Work required:
The listing below begins with the first line you should copy; stop after the line containing "import React from 'react';", and drop every picture.

— Begin Supplied material —

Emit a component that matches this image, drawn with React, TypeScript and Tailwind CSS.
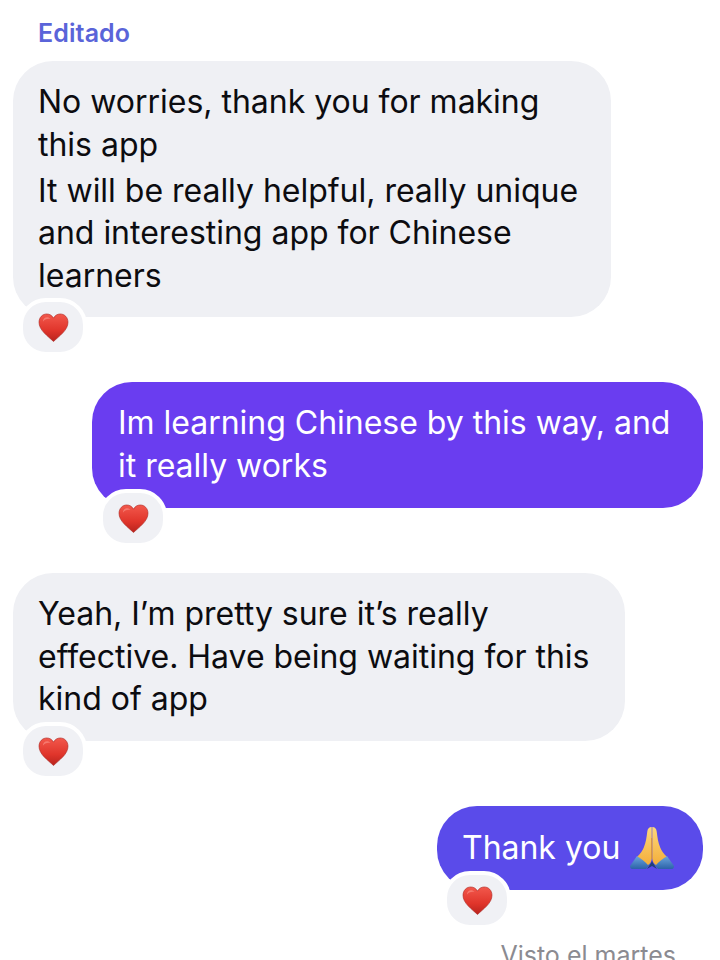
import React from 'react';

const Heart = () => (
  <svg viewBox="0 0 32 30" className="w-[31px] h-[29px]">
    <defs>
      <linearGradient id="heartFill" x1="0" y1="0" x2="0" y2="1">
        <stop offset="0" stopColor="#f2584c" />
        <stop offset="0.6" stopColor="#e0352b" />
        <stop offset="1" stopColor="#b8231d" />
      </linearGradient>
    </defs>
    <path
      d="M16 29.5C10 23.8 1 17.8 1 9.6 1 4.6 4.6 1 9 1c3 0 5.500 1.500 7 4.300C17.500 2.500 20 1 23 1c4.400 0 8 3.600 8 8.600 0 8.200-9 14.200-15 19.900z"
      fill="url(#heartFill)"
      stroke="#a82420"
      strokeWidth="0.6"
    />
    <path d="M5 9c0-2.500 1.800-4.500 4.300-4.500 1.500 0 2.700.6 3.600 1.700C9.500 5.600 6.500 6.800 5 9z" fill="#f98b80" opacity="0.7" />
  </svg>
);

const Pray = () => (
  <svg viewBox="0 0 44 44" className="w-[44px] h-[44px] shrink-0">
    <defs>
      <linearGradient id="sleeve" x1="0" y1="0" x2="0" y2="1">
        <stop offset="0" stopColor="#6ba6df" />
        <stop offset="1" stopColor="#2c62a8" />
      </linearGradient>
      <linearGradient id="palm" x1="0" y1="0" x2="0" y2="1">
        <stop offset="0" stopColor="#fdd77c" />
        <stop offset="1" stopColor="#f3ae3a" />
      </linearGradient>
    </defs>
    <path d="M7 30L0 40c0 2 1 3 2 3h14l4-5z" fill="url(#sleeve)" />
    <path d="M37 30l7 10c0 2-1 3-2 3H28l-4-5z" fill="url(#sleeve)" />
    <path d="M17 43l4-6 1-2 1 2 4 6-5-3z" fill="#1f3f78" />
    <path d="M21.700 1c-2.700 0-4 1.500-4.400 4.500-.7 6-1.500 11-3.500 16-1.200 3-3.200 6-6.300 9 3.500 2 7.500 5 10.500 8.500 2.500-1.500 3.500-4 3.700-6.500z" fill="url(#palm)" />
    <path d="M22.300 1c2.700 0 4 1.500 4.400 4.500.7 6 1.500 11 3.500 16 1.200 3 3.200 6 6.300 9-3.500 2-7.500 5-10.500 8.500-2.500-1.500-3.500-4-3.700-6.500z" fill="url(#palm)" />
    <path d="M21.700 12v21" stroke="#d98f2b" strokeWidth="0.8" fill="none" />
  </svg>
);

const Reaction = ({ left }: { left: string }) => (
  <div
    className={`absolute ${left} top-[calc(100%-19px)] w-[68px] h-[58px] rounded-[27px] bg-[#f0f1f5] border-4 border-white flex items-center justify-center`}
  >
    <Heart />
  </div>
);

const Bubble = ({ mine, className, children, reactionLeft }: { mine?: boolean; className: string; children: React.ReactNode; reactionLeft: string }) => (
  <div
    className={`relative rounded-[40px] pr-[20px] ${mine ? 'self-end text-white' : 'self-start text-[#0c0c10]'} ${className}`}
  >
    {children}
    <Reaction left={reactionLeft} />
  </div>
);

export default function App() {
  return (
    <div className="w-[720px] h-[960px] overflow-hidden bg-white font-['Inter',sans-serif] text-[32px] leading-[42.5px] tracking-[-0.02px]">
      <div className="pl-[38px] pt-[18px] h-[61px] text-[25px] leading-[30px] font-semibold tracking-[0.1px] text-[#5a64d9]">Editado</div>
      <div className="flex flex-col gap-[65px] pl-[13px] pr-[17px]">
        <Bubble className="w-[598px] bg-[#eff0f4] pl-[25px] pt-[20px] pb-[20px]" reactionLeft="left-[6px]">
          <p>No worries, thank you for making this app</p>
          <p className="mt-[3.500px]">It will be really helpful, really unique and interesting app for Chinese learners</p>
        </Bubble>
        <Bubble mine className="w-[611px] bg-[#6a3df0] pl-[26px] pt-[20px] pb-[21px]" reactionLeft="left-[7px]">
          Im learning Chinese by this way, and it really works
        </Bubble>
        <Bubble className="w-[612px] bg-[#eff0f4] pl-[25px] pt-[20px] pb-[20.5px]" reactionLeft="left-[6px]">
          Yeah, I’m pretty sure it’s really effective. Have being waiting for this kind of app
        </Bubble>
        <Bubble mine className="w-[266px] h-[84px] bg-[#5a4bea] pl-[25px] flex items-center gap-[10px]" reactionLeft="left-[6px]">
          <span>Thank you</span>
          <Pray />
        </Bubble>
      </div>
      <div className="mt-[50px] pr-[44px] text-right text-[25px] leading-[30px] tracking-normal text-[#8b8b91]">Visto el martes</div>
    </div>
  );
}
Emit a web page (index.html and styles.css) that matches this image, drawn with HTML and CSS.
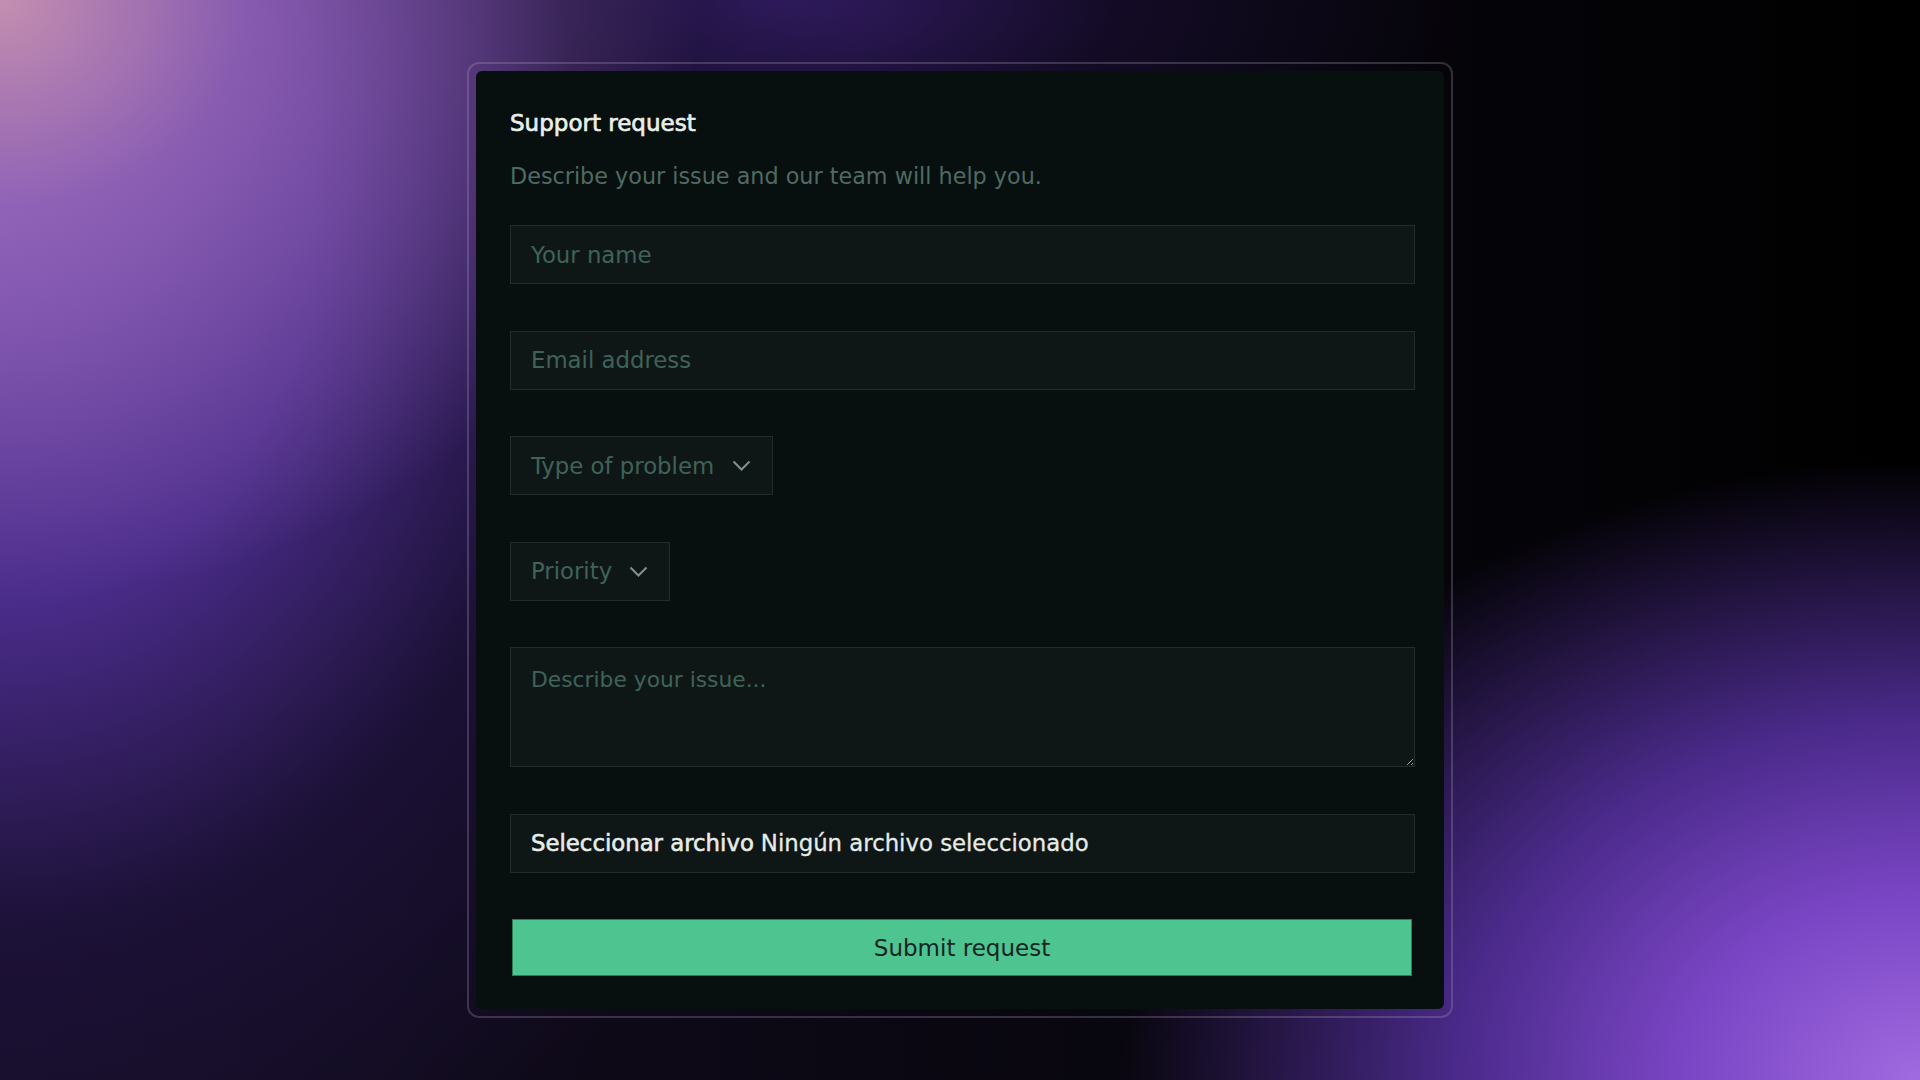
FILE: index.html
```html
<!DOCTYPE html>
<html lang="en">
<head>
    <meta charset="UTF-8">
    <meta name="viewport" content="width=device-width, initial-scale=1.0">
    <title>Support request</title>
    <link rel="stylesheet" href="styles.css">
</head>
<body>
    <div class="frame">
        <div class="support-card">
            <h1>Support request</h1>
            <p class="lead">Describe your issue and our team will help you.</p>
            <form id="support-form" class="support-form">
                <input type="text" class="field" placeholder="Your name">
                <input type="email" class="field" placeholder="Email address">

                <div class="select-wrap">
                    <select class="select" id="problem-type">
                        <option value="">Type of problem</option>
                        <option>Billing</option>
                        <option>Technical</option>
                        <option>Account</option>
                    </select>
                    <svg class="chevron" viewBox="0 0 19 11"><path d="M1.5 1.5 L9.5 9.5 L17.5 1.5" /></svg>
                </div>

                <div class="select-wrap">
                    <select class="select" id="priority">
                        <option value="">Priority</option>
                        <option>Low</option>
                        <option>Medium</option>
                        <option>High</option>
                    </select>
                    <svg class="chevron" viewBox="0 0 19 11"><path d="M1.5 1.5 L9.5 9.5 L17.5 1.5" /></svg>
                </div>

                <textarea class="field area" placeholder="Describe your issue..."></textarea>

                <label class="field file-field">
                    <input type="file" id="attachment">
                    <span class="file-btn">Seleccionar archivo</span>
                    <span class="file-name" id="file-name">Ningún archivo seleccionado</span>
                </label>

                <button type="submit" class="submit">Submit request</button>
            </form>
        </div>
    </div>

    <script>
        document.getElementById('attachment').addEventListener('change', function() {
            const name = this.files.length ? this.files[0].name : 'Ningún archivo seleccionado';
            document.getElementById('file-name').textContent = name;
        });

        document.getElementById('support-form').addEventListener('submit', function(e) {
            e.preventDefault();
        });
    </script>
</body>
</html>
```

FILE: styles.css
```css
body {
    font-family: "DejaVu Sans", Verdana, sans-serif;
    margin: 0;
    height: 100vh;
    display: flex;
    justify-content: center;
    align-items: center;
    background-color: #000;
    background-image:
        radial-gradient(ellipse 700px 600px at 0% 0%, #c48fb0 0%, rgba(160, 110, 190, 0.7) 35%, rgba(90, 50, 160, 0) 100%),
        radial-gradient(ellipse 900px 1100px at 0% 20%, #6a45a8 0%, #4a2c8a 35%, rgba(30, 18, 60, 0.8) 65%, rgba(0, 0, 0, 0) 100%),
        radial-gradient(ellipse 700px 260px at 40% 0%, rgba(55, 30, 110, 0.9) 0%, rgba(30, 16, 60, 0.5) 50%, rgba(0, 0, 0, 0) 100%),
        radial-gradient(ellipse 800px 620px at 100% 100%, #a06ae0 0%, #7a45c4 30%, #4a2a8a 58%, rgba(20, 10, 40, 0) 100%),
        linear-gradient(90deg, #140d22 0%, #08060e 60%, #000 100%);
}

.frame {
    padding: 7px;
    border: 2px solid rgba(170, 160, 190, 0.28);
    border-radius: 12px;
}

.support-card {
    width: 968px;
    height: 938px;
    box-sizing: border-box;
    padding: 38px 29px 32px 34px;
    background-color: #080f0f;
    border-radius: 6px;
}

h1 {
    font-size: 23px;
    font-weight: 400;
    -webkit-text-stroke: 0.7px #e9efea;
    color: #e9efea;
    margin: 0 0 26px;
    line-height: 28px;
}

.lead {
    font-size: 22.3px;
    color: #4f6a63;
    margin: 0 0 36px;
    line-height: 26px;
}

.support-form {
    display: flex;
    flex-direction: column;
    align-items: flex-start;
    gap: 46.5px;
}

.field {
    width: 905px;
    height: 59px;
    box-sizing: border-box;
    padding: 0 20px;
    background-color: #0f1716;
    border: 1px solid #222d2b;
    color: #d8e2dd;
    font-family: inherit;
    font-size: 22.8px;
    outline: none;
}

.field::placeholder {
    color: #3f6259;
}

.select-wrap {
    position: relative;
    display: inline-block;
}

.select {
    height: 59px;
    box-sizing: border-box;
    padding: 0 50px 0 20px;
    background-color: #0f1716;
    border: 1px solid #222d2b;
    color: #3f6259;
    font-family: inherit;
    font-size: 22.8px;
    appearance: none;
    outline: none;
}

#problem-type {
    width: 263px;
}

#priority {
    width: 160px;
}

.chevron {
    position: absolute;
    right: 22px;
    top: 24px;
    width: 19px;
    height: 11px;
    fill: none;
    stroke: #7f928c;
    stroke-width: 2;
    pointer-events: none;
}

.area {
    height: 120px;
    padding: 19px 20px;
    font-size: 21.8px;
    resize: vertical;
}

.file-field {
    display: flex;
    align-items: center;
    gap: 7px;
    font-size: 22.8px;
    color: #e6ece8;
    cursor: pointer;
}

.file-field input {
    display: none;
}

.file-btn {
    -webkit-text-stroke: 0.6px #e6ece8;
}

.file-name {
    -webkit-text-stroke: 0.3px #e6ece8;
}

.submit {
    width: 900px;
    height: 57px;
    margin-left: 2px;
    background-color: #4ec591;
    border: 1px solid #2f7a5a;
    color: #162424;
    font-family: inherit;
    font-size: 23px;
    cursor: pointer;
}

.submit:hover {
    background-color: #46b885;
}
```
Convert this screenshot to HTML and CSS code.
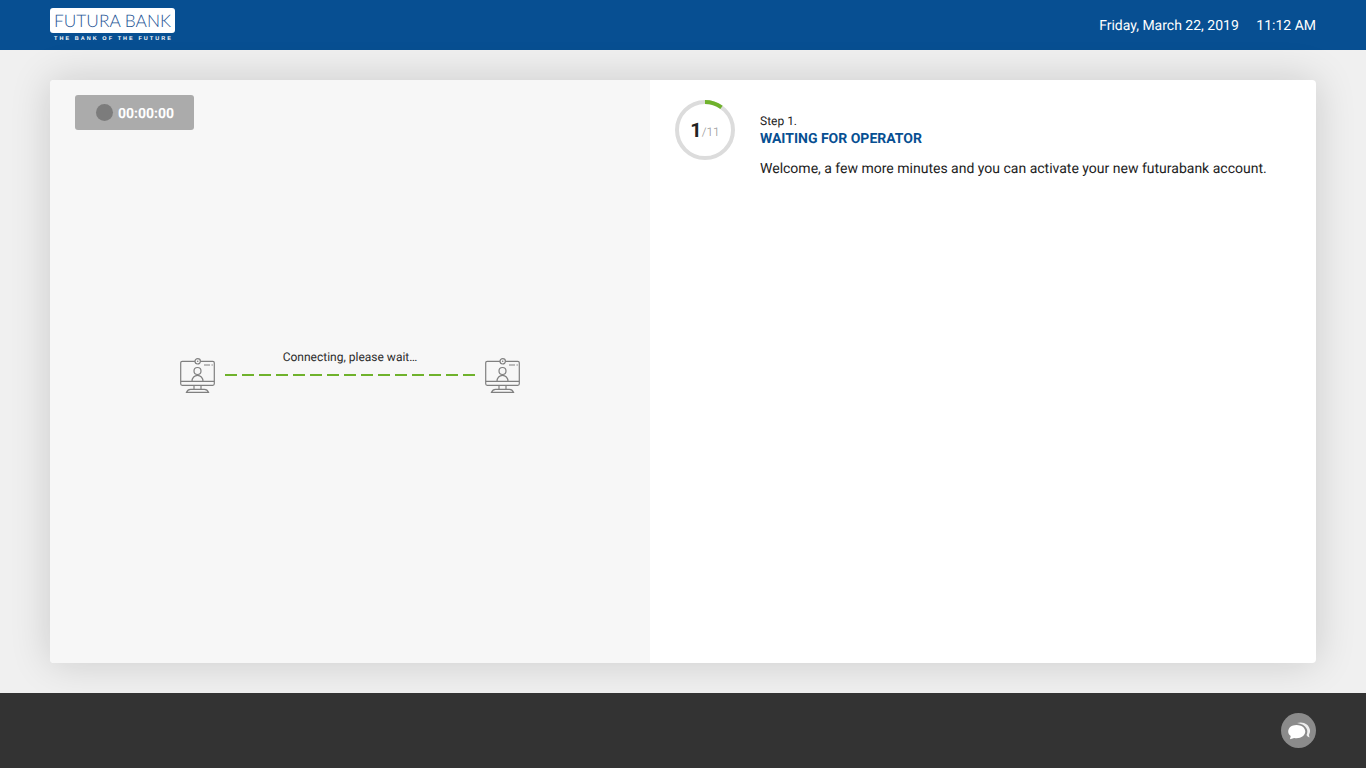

— End Supplied material —

Expected output:
Emit a component that matches this image, drawn with React, TypeScript and Tailwind CSS.
import React from 'react';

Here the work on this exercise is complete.